Neighborhood-based QUBICC R2B5 model

In [1]:
from sklearn.linear_model import LinearRegression
from sklearn.metrics import mean_squared_error
from tensorflow.keras import backend as K
from tensorflow.keras.regularizers import l1_l2
import tensorflow.nn as nn
import tensorflow as tf
import gc
import numpy as np
import pandas as pd
import importlib
import os
import sys

#Import sklearn before tensorflow (static Thread-local storage)
from sklearn.preprocessing import StandardScaler

from tensorflow.keras.optimizers import Nadam
from tensorflow.keras.models import Sequential
from tensorflow.keras.layers import Dense, BatchNormalization
import tensorflow as tf

# Add path with my_classes to sys.path
base_path = '/pf/b/b309170'
sys.path.insert(0, base_path + '/workspace_icon-ml/cloud_cover_parameterization/')

import my_classes
importlib.reload(my_classes)
from my_classes import write_infofile
from my_classes import load_data

import matplotlib.pyplot as plt
import time

NUM = 1

In [2]:
# Prevents crashes of the code
gpus = tf.config.list_physical_devices('GPU')
tf.config.set_visible_devices(gpus[0], 'GPU')

In [3]:
# Allow the growth of memory Tensorflow allocates (limits memory usage overall)
for gpu in gpus:
    tf.config.experimental.set_memory_growth(gpu, True)

In [4]:
scaler = StandardScaler()

In [5]:
path_data = base_path + '/my_work/icon-ml_data/cloud_cover_parameterization/region_based_one_nn_R02B05/based_on_var_interpolated_data'

# Data is not yet normalized
input_data = np.load(path_data + '/cloud_cover_input_qubicc.npy', mmap_mode='r')
output_data = np.load(path_data + '/cloud_cover_output_qubicc.npy', mmap_mode='r')

In [6]:
(samples_total, no_of_features) = input_data.shape
(samples_total, no_of_features)

(1176638142, 26)

In [7]:
# input_data = np.concatenate((input_narval, input_qubicc), axis=0)
# output_data = np.concatenate((output_narval, output_qubicc), axis=0)

In [8]:
(samples_total, no_of_features) = input_data.shape
assert no_of_features < samples_total # Making sure there's no mixup

In [9]:
# Scale the input data = (samples_total, no_of_features)
input_data_scaled = scaler.fit_transform(input_data)
assert len(scaler.mean_) == no_of_features # Every feature has its own mean and std and we scale accordingly

### Training the multiple linear model on the entire data set

In [10]:
t0 = time.time()

# The optimal multiple linear regression model
lin_reg = LinearRegression()
lin_reg.fit(input_data_scaled, output_data)

print(time.time() - t0)

491.26888513565063


In [11]:
# Loss of this optimal multiple linear regression model
clc_predictions = lin_reg.predict(input_data_scaled)
lin_mse = mean_squared_error(output_data, clc_predictions)
print('The mean squared error of the linear model is %.2f.'%lin_mse) 
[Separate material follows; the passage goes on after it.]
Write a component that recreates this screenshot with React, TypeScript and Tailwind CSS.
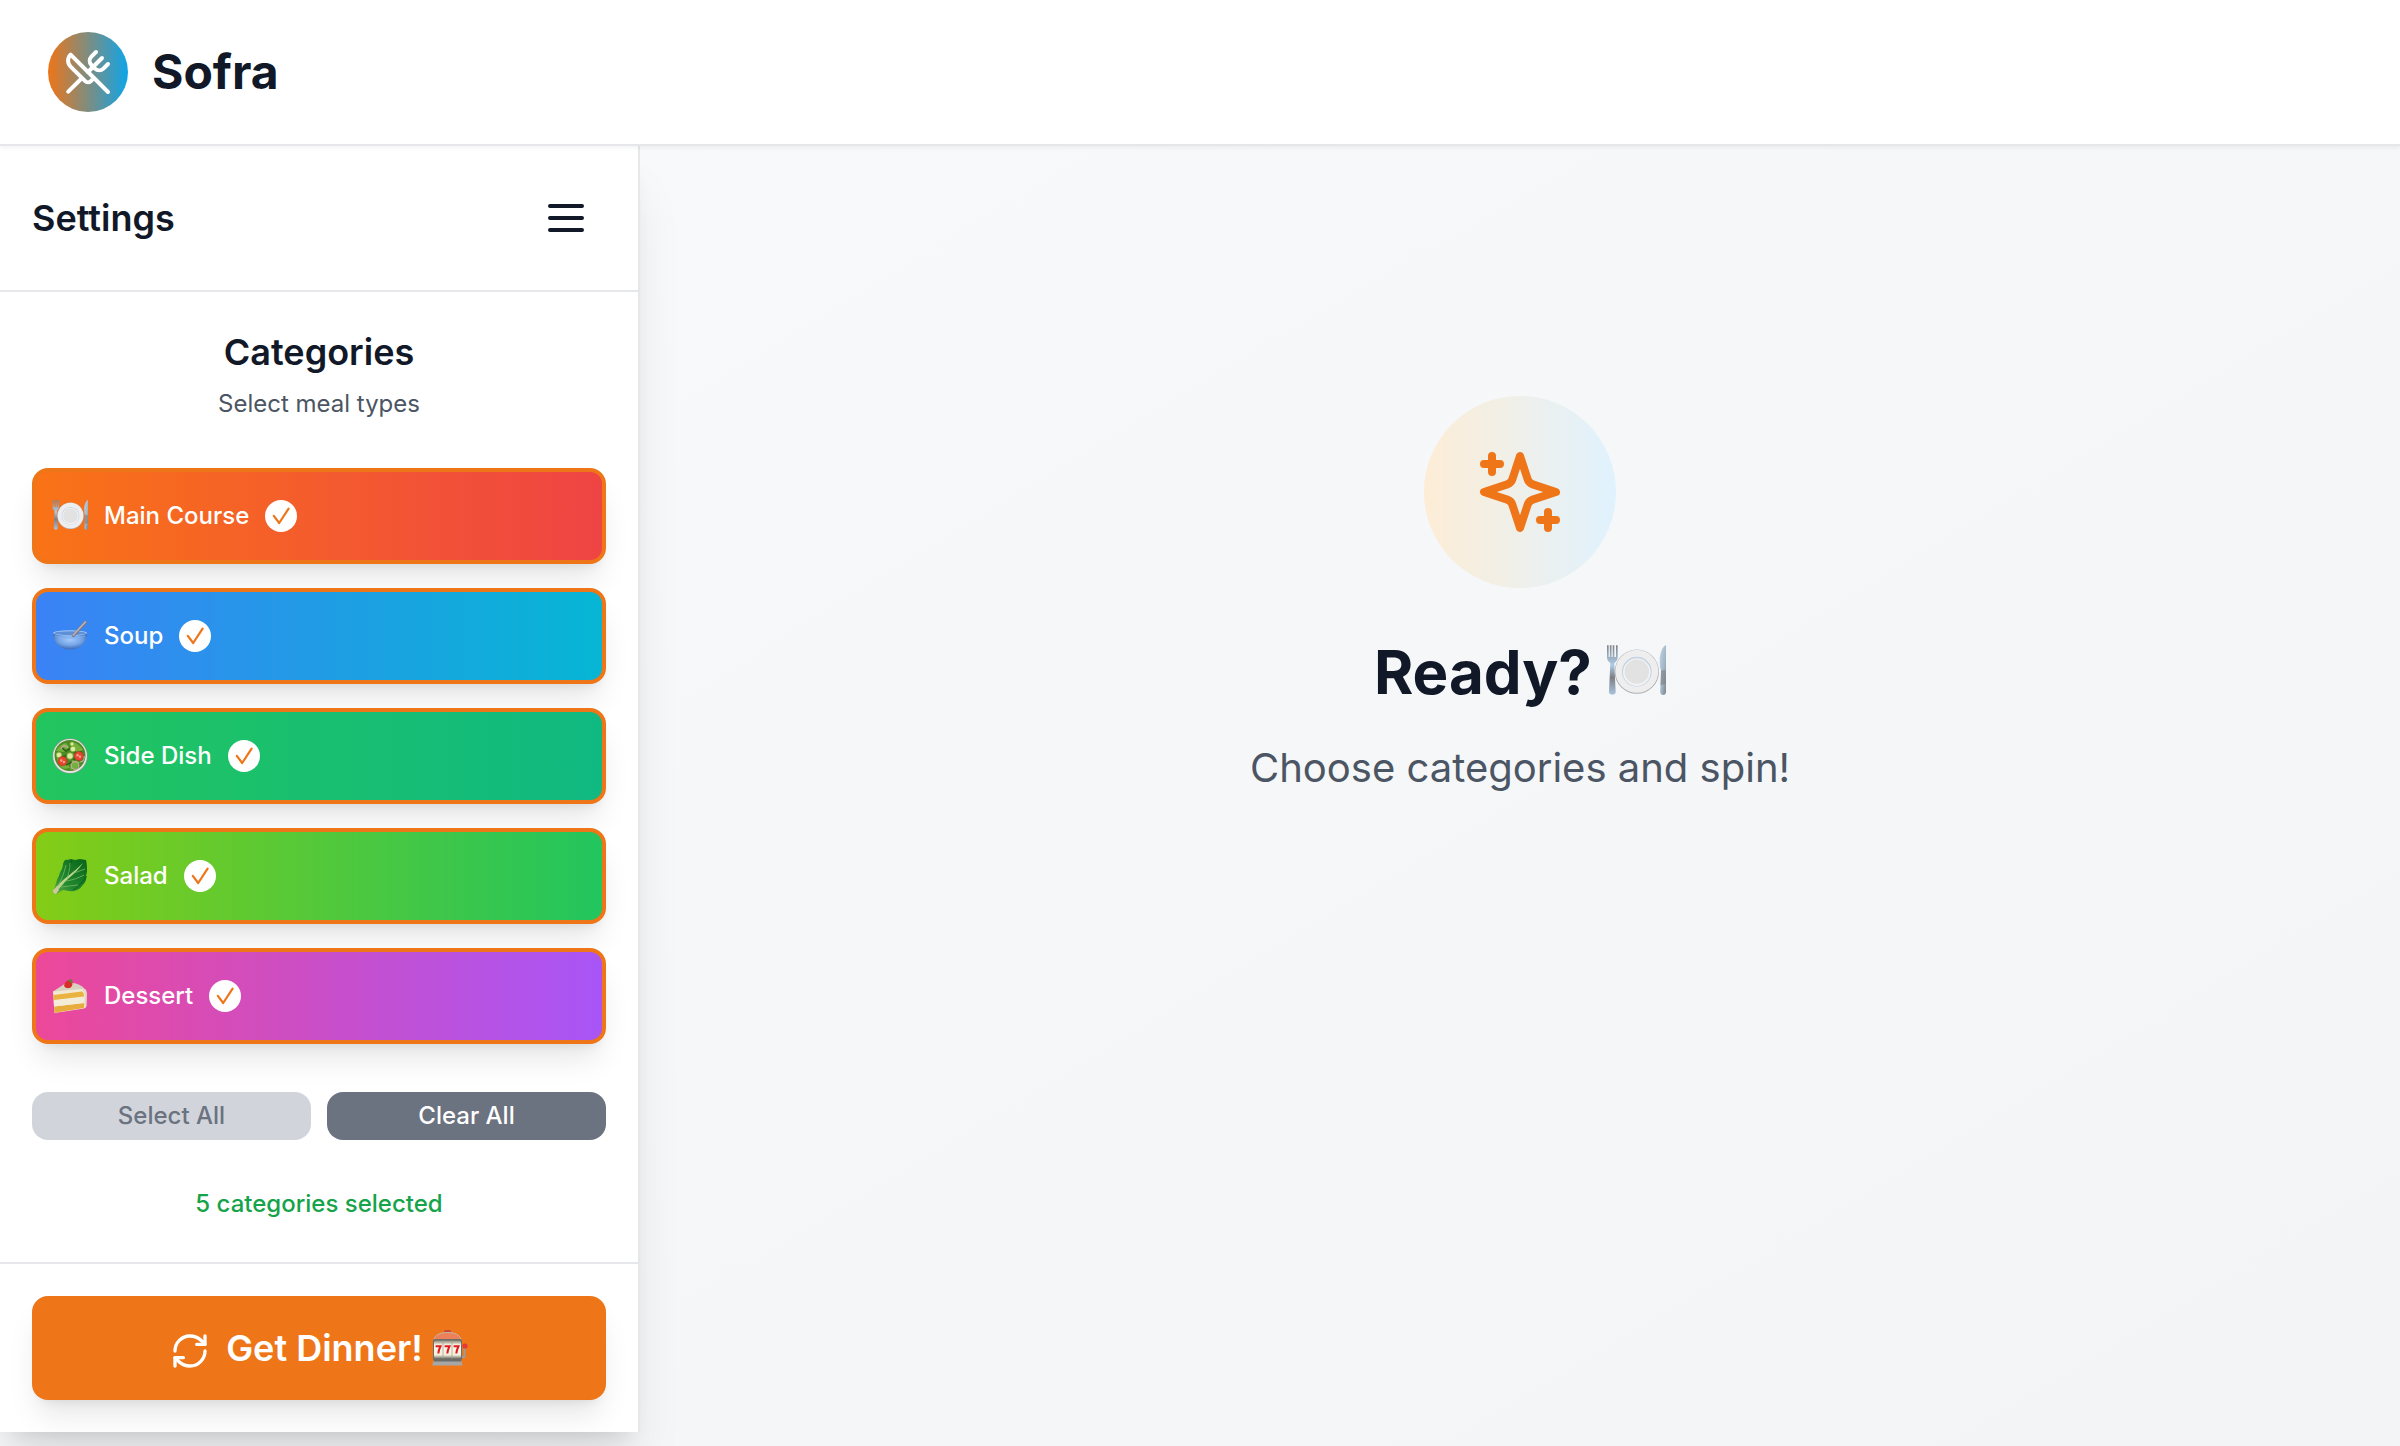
import { useState, type ReactNode } from 'react';
import { RefreshCw, UtensilsCrossed } from 'lucide-react';

function Plate({ className }: { className: string }) {
  return (
    <svg viewBox="0 0 36 36" className={className} role="img" aria-label="🍽️">
      <defs>
        <linearGradient id="metal" x1="0" y1="0" x2="0" y2="1">
          <stop offset="0" stopColor="#7f8388" />
          <stop offset="0.4" stopColor="#aecbe6" />
          <stop offset="0.65" stopColor="#7c7f84" />
          <stop offset="1" stopColor="#a9c4de" />
        </linearGradient>
        <linearGradient id="blade" x1="0" y1="0" x2="1" y2="1">
          <stop offset="0" stopColor="#c3d6e4" />
          <stop offset="0.6" stopColor="#9fb4c4" />
          <stop offset="1" stopColor="#7d8388" />
        </linearGradient>
      </defs>
      <path d="M.6 2v7c0 2 .9 3 2 3.600L1.800 30c0 2.200 4 2.200 4 0L5 12.600c1.100-.6 2-1.600 2-3.600V2h-1v7H5V2H4v7H3.300V2h-1v7h-.7V2z" fill="url(#metal)" />
      <circle cx="18.500" cy="17.800" r="13.300" fill="#aeb0b3" />
      <circle cx="18.500" cy="17.600" r="12.900" fill="#eeeeef" />
      <circle cx="18.500" cy="17.800" r="8.900" fill="#c0d2e3" />
      <circle cx="18.500" cy="18.100" r="8.300" fill="#f2f2f2" />
      <circle cx="18.500" cy="17.800" r="7.300" fill="#e2e2e2" />
      <path d="M36 2c-2 .5-3.800 5-3.800 9 0 2 .2 3.600.4 5l.5 1-.6 13c0 2.400 3.500 2.400 3.500 0z" fill="url(#blade)" />
      <path d="M33 17h2.900v8l-3.200 1z" fill="#7c7f84" opacity=".6" />
    </svg>
  );
}

function Bowl({ className }: { className: string }) {
  return (
    <svg viewBox="0 0 36 36" className={className} role="img" aria-label="🥣">
      <defs>
        <radialGradient id="bowl" cx=".5" cy=".4" r=".55">
          <stop offset="0" stopColor="#a5cbfa" />
          <stop offset="0.6" stopColor="#76a6e8" />
          <stop offset="1" stopColor="#4672bb" />
        </radialGradient>
      </defs>
      <path d="M1 15c0 8 5 14 12 16 3 .8 7 .8 10 0 7-2 12-8 12-16z" fill="url(#bowl)" />
      <ellipse cx="18" cy="15" rx="17" ry="2.800" fill="#a3caf6" />
      <ellipse cx="18" cy="15.200" rx="15.800" ry="2" fill="#5f8fd6" />
      <path d="M21.500 17.500 33.600 4.200" stroke="#77788c" strokeWidth="3.200" strokeLinecap="round" />
      <path d="M21.300 17 33.300 4" stroke="#b9b0b6" strokeWidth="1.800" strokeLinecap="round" />
      <path d="M3 18c3 1.500 9 2 15 2s12-.5 15-2" stroke="#82b1ef" strokeWidth="1" fill="none" />
    </svg>
  );
}

function SaladBowl({ className }: { className: string }) {
  return (
    <svg viewBox="0 0 36 36" className={className} role="img" aria-label="🥗">
      <circle cx="18" cy="18" r="17.600" fill="#8f958f" />
      <circle cx="18" cy="18" r="17" fill="#e3e6df" />
      <circle cx="18" cy="17.500" r="15.500" fill="#4c8a25" />
      <path d="M4 13c3-5 6-7 10-8l3 4-5 5zM20 4c5 1 9 4 11 8l-6 3-5-4zM5 20l9 2 4 8-6 1c-4-2-7-6-7-11zM20 22l8 2-3 6-7 2z" fill="#73b13a" />
      <path d="M9 9l5 4 5-3 5 5 6-1M10 19l7-2 6 5M14 27l6-3" stroke="#2f6516" strokeWidth="1.800" fill="none" />
      <g fill="#ddeba4" stroke="#7eae38" strokeWidth=".8">
        <circle cx="7" cy="17" r="2.800" />
        <circle cx="21" cy="11" r="2.800" />
        <circle cx="18" cy="18" r="3.200" />
        <circle cx="20" cy="6" r="2" />
      </g>
      <g fill="#e6452f" stroke="#b92f20" strokeWidth=".6">
        <circle cx="10.500" cy="23.200" r="4.600" />
        <circle cx="26.800" cy="18" r="4.600" />
      </g>
      <g fill="#f5a086">
        <circle cx="9.300" cy="22.500" r="1.200" />
        <circle cx="11.900" cy="24" r="1.200" />
        <circle cx="25.600" cy="17.300" r="1.200" />
        <circle cx="28" cy="18.800" r="1.200" />
      </g>
      <g fill="none" stroke="#c9a8a0" strokeWidth="1.200">
        <circle cx="23" cy="27.500" r="3.800" />
        <path d="M9 11c1-4 6-4 7-1M28 24c3 0 5-3 4-6" />
      </g>
    </svg>
  );
}

function Lettuce({ className }: { className: string }) {
  return (
    <svg viewBox="0 0 36 36" className={className} role="img" aria-label="🥬">
      <defs>
        <linearGradient id="leaf" x1="0" y1="1" x2="1" y2="0">
          <stop offset="0" stopColor="#6cae45" />
          <stop offset="0.35" stopColor="#218a30" />
          <stop offset="1" stopColor="#096318" />
        </linearGradient>
      </defs>
      <path d="M1 33c3-5 3-11 6-15 1-5 4-7 4-12 1-3 2-5 4-4l4-1 4 1 5-1 6 1c1 4 1 8 1 12l-1 4c1 4-1 7-4 10-4 6-12 6-18 4-3 0-5 3-8 4-2 0-3-1-3-3z" fill="url(#leaf)" />
      <path d="M20 2c-2 5-3 10-2 16M21 32c6-3 9-8 14-14" stroke="#064d13" strokeWidth="1" fill="none" opacity=".6" />
      <path d="M1 33c4-6 9-10 15-15 5-4 10-8 15-13-4 6-9 11-14 15-5 4-8 9-13 14-2 0-3-1-3-1z" fill="#b8d58b" />
      <path d="M6 28c3-6 6-12 8-21M15 20c2-5 3-9 3-15M14 23c7-1 12-3 18-6M9 29c6-1 11-1 17-2M22 15l11-4" stroke="#79b660" strokeWidth=".8" fill="none" />
      <path d="M1 32l4-3 2 3-3 4c-2 0-3-1-3-4z" fill="#cfc6a2" />
    </svg>
  );
}

function Cake({ className }: { className: string }) {
  return (
    <svg viewBox="0 0 36 36" className={className} role="img" aria-label="🍰">
      <path d="M1 13.500 14 5C22 3.500 31 7 34.500 13L1 15z" fill="#d9d0bd" />
      <path d="M1 13.500 29 11c3-.3 5.500.3 5.800 4l-.3 13c-.5 2-2 2.500-4 2.700L2.500 35z" fill="#f1e9d2" />
      <path d="M1.500 17 30 13.500c2 1 2 3 2 5L1.700 22z" fill="#eab341" />
      <path d="M2 28.500 32 25v5L2.600 34.800z" fill="#e6ad3c" />
      <path d="M1.700 22.500 32 19v6L2 28.500z" fill="#f3ecd8" />
      <path d="M31 11.800c3 .5 2.500 4 2.500 7l-.3 10" stroke="#e2d8bf" strokeWidth="1.500" fill="none" />
      <path d="M12 8c.5-4 3-6 5.500-5.500 3 0 3.500 3 2.500 5.500l-2 2h-4z" fill="#d82e27" />
      <path d="M16 2.500 18.500 1l2.300 1.800-1.600 2.700z" fill="#687d35" />
    </svg>
  );
}

function SlotMachine({ className }: { className: string }) {
  return (
    <svg viewBox="0 0 36 36" className={className} role="img" aria-label="🎰">
      <defs>
        <linearGradient id="reel" x1="0" y1="0" x2="0" y2="1">
          <stop offset="0" stopColor="#8c8878" />
          <stop offset="0.25" stopColor="#fbf8e9" />
          <stop offset="0.8" stopColor="#f4f0dc" />
          <stop offset="1" stopColor="#79776b" />
        </linearGradient>
      </defs>
      <rect x="12" y="0" width="7" height="3.500" rx="1.500" fill="#ca4637" />
      <path d="M2 9.500C3 5 8 2.500 15.500 2.500S28 5 29 9.500z" fill="#ed8058" />
      <path d="M2 9.500C3 5 8 2.500 15.500 2.500S28 5 29 9.500" stroke="#c6b7a9" strokeWidth="1" fill="none" />
      <path d="M32.500 17v10H29" stroke="#9a9b9b" strokeWidth="2" fill="none" />
      <circle cx="33" cy="16" r="2.600" fill="#e13a3a" />
      <rect x="1" y="9" width="29" height="22" rx="2" fill="#6d6e69" />
      <rect x="2" y="10.500" width="27" height="18" rx="1.500" fill="url(#reel)" />
      <path d="M11 10.500v18M20 10.500v18" stroke="#a5a294" strokeWidth=".8" />
      <g fill="none" stroke="#df1a20" strokeWidth="2">
        <path d="M3.600 16.300h4.900c-1.300 2.600-2 4.600-2.200 7.200" />
        <path d="M12.600 16.300h4.900c-1.300 2.600-2 4.600-2.200 7.200" />
        <path d="M21.600 16.300h4.900c-1.300 2.600-2 4.600-2.200 7.200" />
      </g>
      <path d="M1.500 31h28l1 4.500H0z" fill="#a6a7a5" />
      <path d="M2 30h27v1.500H2z" fill="#6b6c6a" />
    </svg>
  );
}

function Sparkles({ className }: { className: string }) {
  return (
    <svg
      viewBox="0 0 24 24"
      className={className}
      fill="none"
      stroke="currentColor"
      strokeWidth="2"
      strokeLinecap="round"
      strokeLinejoin="round"
      aria-hidden="true"
    >
      <path d="m12 3-1.912 5.813a2 2 0 0 1-1.275 1.275L3 12l5.813 1.912a2 2 0 0 1 1.275 1.275L12 21l1.912-5.813a2 2 0 0 1 1.275-1.275L21 12l-5.813-1.912a2 2 0 0 1-1.275-1.275L12 3Z" />
      <path d="M5 3v4M19 17v4M3 5h4M17 19h4" />
    </svg>
  );
}

function MenuIcon({ className }: { className: string }) {
  return (
    <svg
      viewBox="0 0 24 24"
      className={className}
      fill="none"
      stroke="currentColor"
      strokeWidth="2"
      strokeLinecap="round"
      aria-hidden="true"
    >
      <path d="M4 6h16M4 12h16M4 18h16" />
    </svg>
  );
}

function CheckBadge() {
  return (
    <svg viewBox="0 0 32 32" className="size-8" aria-hidden="true">
      <circle cx="16" cy="16" r="16" fill="#fff" />
      <path
        d="m8.800 15.800 5.400 7.200L23.600 8.700"
        fill="none"
        stroke="#ee7518"
        strokeWidth="2.200"
        strokeLinecap="round"
        strokeLinejoin="round"
      />
    </svg>
  );
}

type Category = { name: string; gradient: string; icon: ReactNode };

const categories: Category[] = [
  { name: 'Main Course', gradient: 'from-[#f97316] to-[#ef4444]', icon: <Plate className="size-9" /> },
  { name: 'Soup', gradient: 'from-[#3b82f6] to-[#06b6d4]', icon: <Bowl className="size-9" /> },
  { name: 'Side Dish', gradient: 'from-[#22c55e] to-[#10b981]', icon: <SaladBowl className="size-9" /> },
  { name: 'Salad', gradient: 'from-[#84cc16] to-[#22c55e]', icon: <Lettuce className="size-9" /> },
  { name: 'Dessert', gradient: 'from-[#ec4899] to-[#a855f7]', icon: <Cake className="size-9" /> },
];

const cardShadow = 'shadow-[0_20px_30px_-6px_rgb(0_0_0/0.1),0_8px_12px_-8px_rgb(0_0_0/0.1)]';

export default function App() {
  const [selected, setSelected] = useState<string[]>(categories.map((c) => c.name));
  const toggle = (name: string) =>
    setSelected((s) => (s.includes(name) ? s.filter((n) => n !== name) : [...s, name]));
  const all = selected.length === categories.length;

  return (
    <div className="flex min-h-screen flex-col bg-linear-to-br/srgb from-[#f8fafc] to-[#f3f4f6] font-['Inter',sans-serif] text-[#111827]">
      <header className="relative z-10 flex items-center gap-6 border-b-2 border-[#e5e7eb] bg-white px-12 py-8 shadow-[0_2px_4px_0_rgb(0_0_0/0.05)]">
        <div className="flex size-20 items-center justify-center rounded-full bg-linear-to-r/srgb from-[#ee7518] to-[#0ea5e9] text-white">
          <UtensilsCrossed className="size-12" />
        </div>
        <h1 className="text-5xl font-bold">Sofra</h1>
      </header>

      <div className="flex flex-1 items-start">
        <aside className="w-[640px] shrink-0 border-r-2 border-[#e5e7eb] bg-white shadow-[0_40px_50px_-10px_rgb(0_0_0/0.1),0_16px_20px_-12px_rgb(0_0_0/0.1)]">
          <div className="flex items-center justify-between border-b-2 border-[#e5e7eb] p-8">
            <h2 className="text-4xl font-semibold">Settings</h2>
            <button type="button" aria-label="Toggle menu" className="rounded-2xl p-4">
              <MenuIcon className="size-12" />
            </button>
          </div>

          <section className="flex flex-col gap-12 px-8 pt-8 pb-[42px]">
            <div className="flex flex-col gap-2 text-center">
              <h3 className="text-4xl/14 font-semibold">Categories</h3>
              <p className="text-2xl text-[#4b5563]">Select meal types</p>
            </div>

            <div className="flex flex-col gap-6">
              {categories.map((c) => (
                <button
                  key={c.name}
                  type="button"
                  aria-pressed={selected.includes(c.name)}
                  onClick={() => toggle(c.name)}
                  className={`flex h-24 items-center gap-4 rounded-2xl border-4 border-[#ee7518] bg-linear-to-r/srgb px-4 text-2xl font-medium text-white ${cardShadow} ${c.gradient}`}
                >
                  {c.icon}
                  <span>{c.name}</span>
                  {selected.includes(c.name) && <CheckBadge />}
                </button>
              ))}
            </div>

            <div className="grid grid-cols-2 gap-4 text-2xl font-medium">
              <button
                type="button"
                disabled={all}
                onClick={() => setSelected(categories.map((c) => c.name))}
                className="rounded-2xl bg-[#d1d5db] py-2 text-[#6b7280]"
              >
                Select All
              </button>
              <button
                type="button"
                onClick={() => setSelected([])}
                className="rounded-2xl bg-[#6b7280] py-2 text-white"
              >
                Clear All
              </button>
            </div>

            <p className="text-center text-2xl font-medium text-[#16a34a]">
              {selected.length} categories selected
            </p>
          </section>

          <div className="border-t-2 border-[#e5e7eb] p-8">
            <button
              type="button"
              className={`w-full rounded-2xl bg-[#ee7518] py-6 text-4xl/14 font-semibold text-white ${cardShadow}`}
            >
              <RefreshCw className="mr-4 inline size-10" />
              Get Dinner! <SlotMachine className="inline size-9 align-[-0.13em]" />
            </button>
          </div>
        </aside>

        <main className="flex flex-1 flex-col items-center px-8 pt-[250px] text-center">
          <div className="flex size-48 items-center justify-center rounded-full bg-linear-to-r/srgb from-[#fdedd6] to-[#e0f2fe] text-[#ee7518]">
            <Sparkles className="size-24" />
          </div>
          <h2 className="mt-12 text-6xl/18 font-bold">
            Ready? <Plate className="inline size-15 align-[-0.13em]" />
          </h2>
          <p className="mt-8 text-[40px]/14 text-[#4b5563]">Choose categories and spin!</p>
        </main>
      </div>
    </div>
  );
}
The mean squared error of the linear model is 297.63.


### Zero Output Model

In [12]:
np.mean(output_data**2, dtype=np.float64)

692.9528578143779

### Constant Output Model

In [13]:
mean = np.mean(output_data, dtype=np.float64)
np.mean((output_data-mean)**2, dtype=np.float64)

558.2758760179522

### Randomly initialized neural network

In [14]:
# Create the model
model = Sequential()

# First hidden layer
model.add(Dense(units=64, activation='tanh', input_dim=no_of_features, 
                kernel_regularizer=l1_l2(l1=0.004749, l2=0.008732)))

# Second hidden layer
model.add(Dense(units=64, activation=nn.leaky_relu, kernel_regularizer=l1_l2(l1=0.004749, l2=0.008732)))
# model.add(Dropout(0.221)) # We drop 18% of the hidden nodes
model.add(BatchNormalization())

# Third hidden layer
model.add(Dense(units=64, activation='tanh', kernel_regularizer=l1_l2(l1=0.004749, l2=0.008732)))
# model.add(Dropout(0.221)) # We drop 18% of the hidden nodes

# Output layer
model.add(Dense(1, activation='linear', kernel_regularizer=l1_l2(l1=0.004749, l2=0.008732)))
model.compile(loss='mse', optimizer=Nadam())

In [15]:
# model_fold_3 is implemented in ICON-A
batch_size = 2**20

for i in range(1 + samples_total//batch_size):
    if i == 0:
        clc_predictions = model.predict_on_batch(input_data_scaled[i*batch_size:(i+1)*batch_size])
    else:
        clc_predictions = np.concatenate((clc_predictions, model.predict_on_batch(input_data_scaled[i*batch_size:(i+1)*batch_size])), axis=0)
    K.clear_session()
    gc.collect()

In [16]:
lin_mse = mean_squared_error(output_data, clc_predictions[:, 0])
print('The mean squared error of the randomly initialized neural network is %.2f.'%lin_mse) 

The mean squared error of the randomly initialized neural network is 699.21.